ENOUGH

In this busy season, when do we have enough? Do we have enough decorations on the tree? Have we sent out enough cards? Have we included enough people in our holiday parties? Have we bought enough gifts? When have we done enough?

For a good perspective on this question, I would like to share Robin Wall Kimmerer’s experience as a teacher. Dr. Kimmerer was telling the Native American story about The Corn Spirit. The people always had enough corn to eat through the year. Then they got complacent and took it easy, neglecting care of the seeds and soil. That resulted in insufficient food to last through the winter.

Students in her New York classroom yawned. They failed to see any connection between themselves and the story of famine. However, one student who came from Turkey told Dr. Kimmerer this story.

The student told the story she learned from her grandmother back in Turkey. “In her house, we learned that everything we put in our mouths, everything that allows us to live, is the gift of another life. I remember one night she made us thank the rafters of her house and the wool blankets we slept in.”
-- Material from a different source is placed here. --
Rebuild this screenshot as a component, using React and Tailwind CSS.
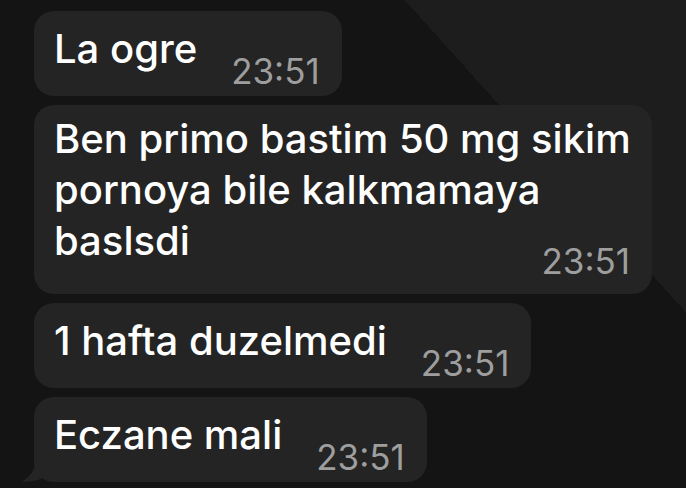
import React from "react";

const messages = [
  { id: 1, text: "La ogre", time: "23:51" },
  { id: 2, lines: "Ben primo bastim 50 mg sikim pornoya bile kalkmamaya", last: "baslsdi", time: "23:51", wide: true },
  { id: 3, text: "1 hafta duzelmedi", time: "23:51" },
  { id: 4, text: "Eczane mali", time: "23:51", tail: true },
];

function Tail() {
  return (
    <svg className="absolute left-[-13px] bottom-0" width="30" height="34" viewBox="0 0 30 34">
      <path d="M30 0 L17 0 C17 16 12 27 1 34 C12 34 22 31 30 26 Z" fill="#242424" />
    </svg>
  );
}

function Bubble({ msg }) {
  if (msg.wide) {
    return (
      <div className="relative flex h-[189px] w-[618px] flex-col rounded-[20px] bg-[#242424] pl-5 pr-[12px] pt-[8px]">
        <p className="text-[40px] font-medium leading-[51px] text-white">{msg.lines}</p>
        <div className="flex items-start justify-between pr-[10px]">
          <span className="text-[40px] font-medium leading-[51px] text-white">{msg.last}</span>
          <span className="mt-[27px] text-[35px] leading-[38px] text-[#9e9e9e]">{msg.time}</span>
        </div>
      </div>
    );
  }
  return (
    <div className="relative flex h-[85px] items-start rounded-[20px] bg-[#242424] pl-5 pr-[22px]">
      {msg.tail && <Tail />}
      <span className="mt-[12px] text-[40px] font-medium leading-[51px] text-white">{msg.text}</span>
      <span className="ml-[34px] mt-[41px] text-[35px] leading-[38px] text-[#9e9e9e]">{msg.time}</span>
    </div>
  );
}

export default function App() {
  return (
    <div
      className="h-[488px] w-[686px] overflow-hidden bg-[linear-gradient(48deg,#141414_75%,#1d1d1d_75%)] pt-[11px] pl-[34px]"
      style={{ fontFamily: "Inter, 'Liberation Sans', sans-serif" }}
    >
      <div className="flex flex-col items-start gap-[9px]">
        {messages.map((m) => (
          <Bubble key={m.id} msg={m} />
        ))}
      </div>
    </div>
  );
}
“My grandma wouldn’t let us forget that these are all gifts, which is why you take care of everything, to show respect for that life. In my grandmother’s house we were taught to kiss the rice. If a single grain fell to the ground, we learned to pick it up and kiss it, to show we meant no disrespect in wasting it.”

The student told Dr. Kimmerer that when she came to the United States, the greatest culture shock she experienced was not language or food or technology, but waste.